__Directions__. Copy each line of the data below exactly, leaving out pictures.
— Begin —
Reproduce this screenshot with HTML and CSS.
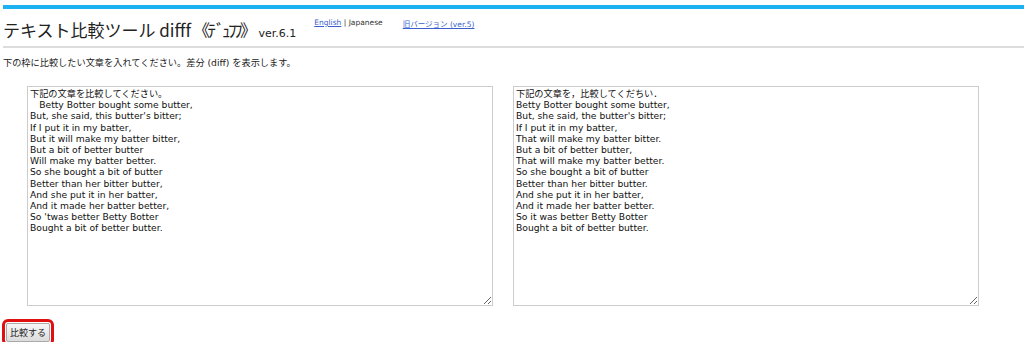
FILE: index.html
```html
<!DOCTYPE html>
<html lang="ja">
<head>
  <meta charset="UTF-8">
  <title>テキスト比較ツール difff《ﾃﾞｭﾌﾌ》</title>
  <link rel="stylesheet" href="styles.css">
</head>
<body>
  <div class="page">
    <div class="header">
      <h1>テキスト比較ツール difff<span class="kana">《ﾃﾞｭﾌﾌ》</span><span class="ver">ver.6.1</span></h1>
      <div class="lang"><a href="#">English</a> | Japanese</div>
      <div class="old"><a href="#">旧バージョン (ver.5)</a></div>
    </div>
    <hr>
    <p class="lead">下の枠に比較したい文章を入れてください。差分 (diff) を表示します。</p>

    <div class="inputs">
      <textarea class="box">下記の文章を比較してください。
　Betty Botter bought some butter,
But, she said, this butter's bitter;
If I put it in my batter,
But it will make my batter bitter,
But a bit of better butter
Will make my batter better.
So she bought a bit of butter
Better than her bitter butter,
And she put it in her batter,
And it made her batter better,
So 'twas better Betty Botter
Bought a bit of better butter.</textarea>
      <textarea class="box">下記の文章を，比較してくだちい．
Betty Botter bought some butter,
But, she said, the butter's bitter;
If I put it in my batter,
That will make my batter bitter.
But a bit of better butter,
That will make my batter better.
So she bought a bit of butter
Better than her bitter butter.
And she put it in her batter,
And it made her batter better.
So it was better Betty Botter
Bought a bit of better butter.</textarea>
    </div>

    <div class="actions">
      <button class="submit">比較する</button>
    </div>
  </div>
</body>
</html>
```

FILE: styles.css
```css
body {
  font-family: "DejaVu Sans", "Noto Sans CJK JP", sans-serif;
  margin: 0;
  padding: 5px 0 0 3px;
  background-color: #fff;
  color: #222;
}
.page {
  border-top: 4px solid #1eb1f1;
}
.header {
  display: flex;
  align-items: flex-start;
  height: 37px;
}
h1 {
  font-family: "Noto Sans CJK JP", sans-serif;
  font-weight: normal;
  font-size: 17px;
  line-height: 22px;
  margin: 10px 0 0 0;
  color: #222;
}
.kana {
  letter-spacing: -2.5px;
  margin-left: 2px;
}
.ver {
  font-family: "DejaVu Sans", sans-serif;
  font-size: 11px;
  margin-left: 4px;
}
.lang, .old {
  font-size: 7.5px;
  margin-top: 9px;
  color: #333;
}
.lang {
  margin-left: 18px;
}
.old {
  margin-left: 20px;
}
a {
  color: #3a5fcd;
}
hr {
  border: none;
  border-top: 2px solid #ddd;
  margin: 0;
}
.lead {
  font-size: 9.2px;
  margin: 7px 0 0 0;
}
.inputs {
  display: flex;
  gap: 20px;
  margin: 17px 0 0 24px;
}
.box {
  width: 466px;
  height: 220px;
  box-sizing: border-box;
  border: 1px solid #ccc;
  padding: 1px 2px;
  font-family: "DejaVu Sans", "Noto Sans CJK JP", sans-serif;
  font-size: 9.2px;
  line-height: 11.2px;
  color: #111;
  margin: 0;
}
.actions {
  margin-top: 15px;
}
.submit {
  font-family: "Noto Sans CJK JP", sans-serif;
  font-size: 9px;
  padding: 2px 3px;
  border: 1px solid #aaa;
  border-radius: 2px;
  background: linear-gradient(#f6f6f6, #dcdcdc);
  color: #222;
  outline: 3px solid #e01010;
  outline-offset: 1px;
  margin-left: 3px;
}
```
— End —
__Written solution__.
Reproduce this screenshot with HTML and CSS.
FILE: index.html
```html
<!DOCTYPE html>
<html lang="ja">
<head>
  <meta charset="UTF-8">
  <title>テキスト比較ツール difff《ﾃﾞｭﾌﾌ》</title>
  <link rel="stylesheet" href="styles.css">
</head>
<body>
  <div class="page">
    <div class="header">
      <h1>テキスト比較ツール difff<span class="kana">《ﾃﾞｭﾌﾌ》</span><span class="ver">ver.6.1</span></h1>
      <div class="lang"><a href="#">English</a> | Japanese</div>
      <div class="old"><a href="#">旧バージョン (ver.5)</a></div>
    </div>
    <hr>
    <p class="lead">下の枠に比較したい文章を入れてください。差分 (diff) を表示します。</p>

    <div class="inputs">
      <textarea class="box">下記の文章を比較してください。
　Betty Botter bought some butter,
But, she said, this butter's bitter;
If I put it in my batter,
But it will make my batter bitter,
But a bit of better butter
Will make my batter better.
So she bought a bit of butter
Better than her bitter butter,
And she put it in her batter,
And it made her batter better,
So 'twas better Betty Botter
Bought a bit of better butter.</textarea>
      <textarea class="box">下記の文章を，比較してくだちい．
Betty Botter bought some butter,
But, she said, the butter's bitter;
If I put it in my batter,
That will make my batter bitter.
But a bit of better butter,
That will make my batter better.
So she bought a bit of butter
Better than her bitter butter.
And she put it in her batter,
And it made her batter better.
So it was better Betty Botter
Bought a bit of better butter.</textarea>
    </div>

    <div class="actions">
      <button class="submit">比較する</button>
    </div>
  </div>
</body>
</html>
```

FILE: styles.css
```css
body {
  font-family: "DejaVu Sans", "Noto Sans CJK JP", sans-serif;
  margin: 0;
  padding: 5px 0 0 3px;
  background-color: #fff;
  color: #222;
}
.page {
  border-top: 4px solid #1eb1f1;
}
.header {
  display: flex;
  align-items: flex-start;
  height: 37px;
}
h1 {
  font-family: "Noto Sans CJK JP", sans-serif;
  font-weight: normal;
  font-size: 17px;
  line-height: 22px;
  margin: 10px 0 0 0;
  color: #222;
}
.kana {
  letter-spacing: -2.5px;
  margin-left: 2px;
}
.ver {
  font-family: "DejaVu Sans", sans-serif;
  font-size: 11px;
  margin-left: 4px;
}
.lang, .old {
  font-size: 7.5px;
  margin-top: 9px;
  color: #333;
}
.lang {
  margin-left: 18px;
}
.old {
  margin-left: 20px;
}
a {
  color: #3a5fcd;
}
hr {
  border: none;
  border-top: 2px solid #ddd;
  margin: 0;
}
.lead {
  font-size: 9.2px;
  margin: 7px 0 0 0;
}
.inputs {
  display: flex;
  gap: 20px;
  margin: 17px 0 0 24px;
}
.box {
  width: 466px;
  height: 220px;
  box-sizing: border-box;
  border: 1px solid #ccc;
  padding: 1px 2px;
  font-family: "DejaVu Sans", "Noto Sans CJK JP", sans-serif;
  font-size: 9.2px;
  line-height: 11.2px;
  color: #111;
  margin: 0;
}
.actions {
  margin-top: 15px;
}
.submit {
  font-family: "Noto Sans CJK JP", sans-serif;
  font-size: 9px;
  padding: 2px 3px;
  border: 1px solid #aaa;
  border-radius: 2px;
  background: linear-gradient(#f6f6f6, #dcdcdc);
  color: #222;
  outline: 3px solid #e01010;
  outline-offset: 1px;
  margin-left: 3px;
}
```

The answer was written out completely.